Six Degrees of Separation is a monthly meme hosted by Kate over at Books Are My Favourite and Best. Each month a new book is chosen as a starting point and you have to try to link six other books to form a chain. There could be any reason for the link, be it same genre, author or something that this reminded you of!
Here are her rules:
Join in by posting your own six degrees chain on your blog and adding the link in the Linky section (or comments) of each month’s post. If you don’t have a blog, you can share your chain in the comments section. You can also check out links to posts on Twitter using the hashtag #6Degrees
March – from Suggie Bain by Douglas Stuart to Madame Bovary by Gustav Flaubert
I’ve heard so many good things about Shuggie Bain and it’s currently sat on my shelf waiting to be read! I really enjoy books which are a social commentary and feature characters overcoming struggles. This book is set in Scotland which reminds me of another Scottish book called Sal by Mick Kitson.
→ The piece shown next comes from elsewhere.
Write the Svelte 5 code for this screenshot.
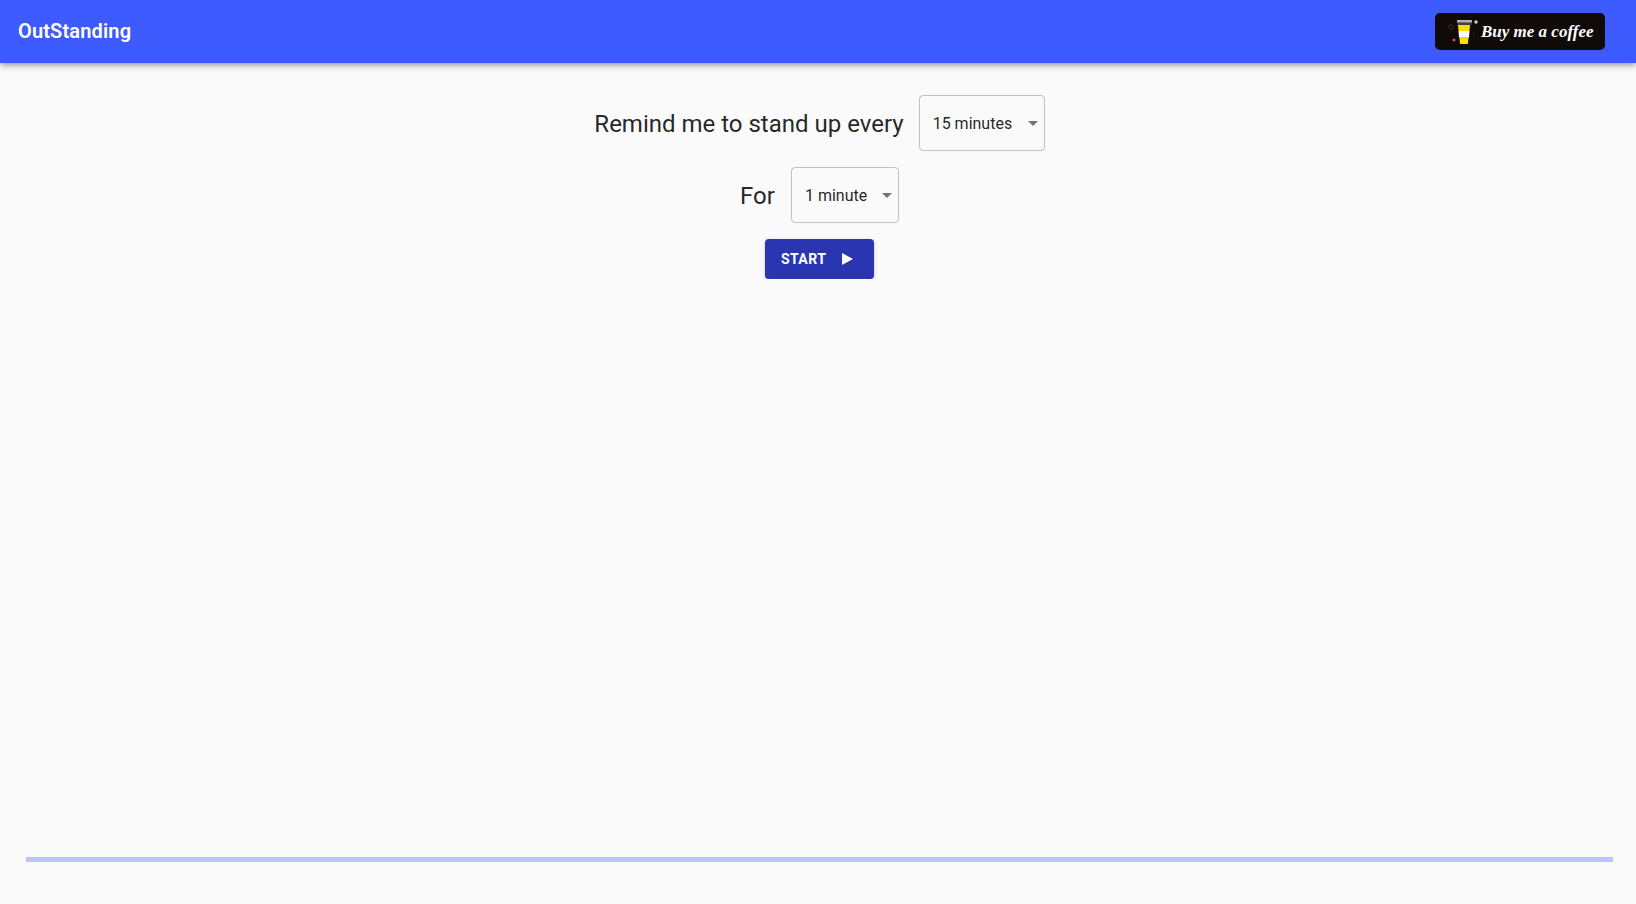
<script lang="ts">
  let intervals = ["15 minutes"];
  let durations = ["1 minute"];
  let interval = $state(intervals[0]);
  let duration = $state(durations[0]);
</script>

<header class="appBar">
  <h1 class="appBar__title">OutStanding</h1>
  <a class="coffee" href="#coffee">
    <svg class="coffee__cup" width="30" height="30" viewBox="0 0 30 30" aria-hidden="true">
      <circle cx="4" cy="10" r="2.200" fill="none" stroke="#2b2826" stroke-width="1.200" />
      <circle cx="7" cy="23" r="1.300" fill="#e8692c" />
      <circle cx="27" cy="17" r="0.800" fill="#3a3633" />
      <path d="M28.500 3h1v1.500H31v1h-1.500V7h-1V5.500H27v-1h1.500z" fill="#fff" />
      <rect x="10" y="3" width="15" height="2.700" fill="#b5b2ae" />
      <rect x="10.500" y="5.700" width="14" height="2.300" fill="#45413e" />
      <path d="M11 8h12l-.5 6h-11z" fill="#ffdd00" />
      <path d="M11.500 14h11l-.5 6.700H12z" fill="#fff" />
      <path d="M12.500 20.700h9l-.6 6.300h-7.800z" fill="#ffdd00" />
    </svg>
    <span class="coffee__text">Buy me a coffee</span>
  </a>
</header>

<main class="form">
  <div class="form__row form__row--tight">
    <span class="form__label">Remind me to stand up every</span>
    <div class="select" role="button" tabindex="0">
      <span>{interval}</span>
      <svg class="select__icon" viewBox="0 0 24 24" aria-hidden="true"><path d="M7 10l5 5 5-5z" /></svg>
    </div>
  </div>
  <div class="form__row">
    <span class="form__label">For</span>
    <div class="select select--short" role="button" tabindex="0">
      <span>{duration}</span>
      <svg class="select__icon" viewBox="0 0 24 24" aria-hidden="true"><path d="M7 10l5 5 5-5z" /></svg>
    </div>
  </div>
  <button class="start">
    Start
    <svg class="start__icon" viewBox="0 0 24 24" aria-hidden="true"><path d="M8 6v12l11-6z" /></svg>
  </button>
</main>

<div class="progress"></div>

<style>
  :global(body) {
    background: #fafafa;
    font-family: Roboto, "Liberation Sans", sans-serif;
    color: rgba(0, 0, 0, 0.87);
  }

  .appBar {
    height: 63px;
    box-sizing: border-box;
    padding: 0 31px 0 18px;
    display: flex;
    align-items: center;
    justify-content: space-between;
    background: #3d5afe;
    color: #fff;
    box-shadow:
      0 2px 4px -1px rgba(0, 0, 0, 0.2),
      0 4px 5px 0 rgba(0, 0, 0, 0.14),
      0 1px 10px 0 rgba(0, 0, 0, 0.12);
  }

  .appBar__title {
    margin: 0 0 2px;
    font-size: 20px;
    font-weight: 600;
    line-height: 1.6;
    letter-spacing: 0.0075em;
  }

  .coffee {
    width: 170px;
    height: 37px;
    display: flex;
    align-items: center;
    gap: 4px;
    box-sizing: border-box;
    padding-left: 12px;
    border-radius: 5px;
    background: #100a09;
    color: #fff;
    text-decoration: none;
  }

  .coffee__cup {
    flex-shrink: 0;
    overflow: visible;
  }

  .coffee__text {
    font-family: "Liberation Serif", serif;
    font-style: italic;
    font-weight: 700;
    font-size: 17px;
    white-space: nowrap;
  }

  .form {
    padding: 32px 0 0 3px;
    display: flex;
    flex-direction: column;
    align-items: center;
    gap: 16px;
  }

  .form__row {
    display: flex;
    align-items: center;
    gap: 16px;
  }

  .form__row--tight {
    gap: 15px;
  }

  .form__label {
    padding-top: 2px;
    font-size: 24px;
    line-height: 1.334;
  }

  .select {
    position: relative;
    box-sizing: border-box;
    width: 126px;
    height: 56px;
    padding: 0 0 0 13px;
    display: flex;
    align-items: center;
    font-size: 16px;
    white-space: nowrap;
    border: 1px solid rgba(0, 0, 0, 0.23);
    border-radius: 4px;
    cursor: pointer;
  }

  .select--short {
    width: 108px;
  }

  .select__icon {
    position: absolute;
    top: 15px;
    right: -1px;
    width: 24px;
    height: 24px;
    fill: rgba(0, 0, 0, 0.54);
  }

  .start {
    width: 109px;
    height: 40px;
    box-sizing: border-box;
    padding: 0 0 0 16px;
    display: flex;
    align-items: center;
    border: 0;
    border-radius: 4px;
    background: #2a36b1;
    color: #fff;
    font-family: inherit;
    font-size: 14px;
    font-weight: 700;
    letter-spacing: 0.02857em;
    text-transform: uppercase;
    cursor: pointer;
    box-shadow:
      0 3px 1px -2px rgba(0, 0, 0, 0.2),
      0 2px 2px 0 rgba(0, 0, 0, 0.14),
      0 1px 5px 0 rgba(0, 0, 0, 0.12);
  }

  .start__icon {
    width: 24px;
    height: 24px;
    margin-left: 8px;
    fill: currentColor;
  }

  .progress {
    height: 5px;
    margin: 0 23px 0 26px;
    position: fixed;
    left: 0;
    right: 0;
    bottom: 42px;
    background: #bbc4ff;
  }
</style>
Sal tells the story of a teenage girl who flees to the wilderness in Scotland to escape her mother’s abusive partner. I listened to this book via the library and I thought the narration was brilliant. I really enjoy listening to audiobooks and one I have enjoyed recently, which also had great narration is Queenie by Candice Carty Williams.
Queenie is all about its eponymous MC and the challenges she faces in life, from dating, to self esteem, to racism. Queenie offers a really powerful social commentary much like Such A Fun Age by Kiley Reid.
I read Such A Fun Age last summer and it was our book club pick for January. We spent hours talking about this book via Zoom and disecting the themes of racism and performative allyship. Sometimes at book club, we can spend 10 minutes talking about a book, or several hours. Another that provoked lengthy discussion was Station Eleven by Emily St John Mandel.
Station Eleven I think has to be one of my favourite books of all time and I’m kicking myself that I lent it to my sister as I want to reread it so badly! The book has multiple timelines and POVs which weave together to tell the story of humanity pre- and -post pandemic after 99.9% of the human population is wiped out. There is such a great sense of what it means to be human in this book, just like another favourite of my: La Nuit by Elie Wiesel.
I will talk about La Nuit until the cows come home. Night (to give the title its English translation) is a literary representation of the author’s experience as an inmate in Auschwitz. I have very rarely seen a book which uses language as powerfully as this. I studied La Nuit during my degree. I wasn’t fortunate enough to always read books I liked in my studies…
One book I hated was Madame Bovary by Gustav Flaubert. I know it is a classic but I could not stand this book. I was bored stiff. I had to write an essay on it and mostly used the reading I did around it and searching for key words on my kindle to help me out as I couldn’t finish it.
And there were have it! Where will your 6 degrees take you?